Let these triflers put us out
of conceit with petty comforts. To a man at work, the frost is but a
color; the rain, the wind, he forgot them when he came in. Let us learn
to live coarsely, dress plainly, and lie hard. The least habit of
dominion over the palate has certain good effects not easily estimated.
Neither will we be driven into a quiddling abstemiousness. 'Tis a
superstition to insist on a special diet. All is made at last of the
same chemical atoms.
A man in pursuit of greatness feels no little wants. How can you mind
diet, bed, dress, or salutes or compliments, or the figure you make in
company, or wealth, or even the bringing things to pass, when you think
how paltry are the machinery and the workers? Wordsworth was praised to
me, in Westmoreland, for having afforded to his country neighbors an
example of a modest household, where comfort and culture were secured
without display. And a tender boy who wears his rusty cap and outgrown
coat, that he may secure the coveted place in college and the right
in the library, is educated to some purpose.

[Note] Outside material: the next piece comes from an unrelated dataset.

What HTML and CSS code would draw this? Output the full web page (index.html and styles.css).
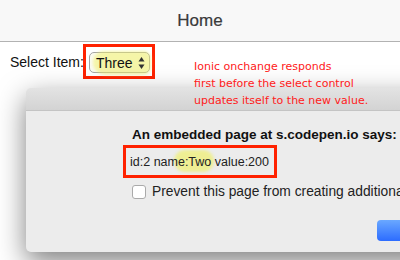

There is a great deal of
self-denial and manliness in poor and middle-class houses, in town and
country, that has not got into literature, and never will, but that
keeps the earth sweet,--that saves on superfluities, and spends on
essentials,--that goes rusty, and educates the boy,--that sells the
horse, but builds the school,--works early and late, takes two looms in
the factory, three looms, six looms, but pays off the mortgage on the
paternal farm, and then goes back cheerfully to work again.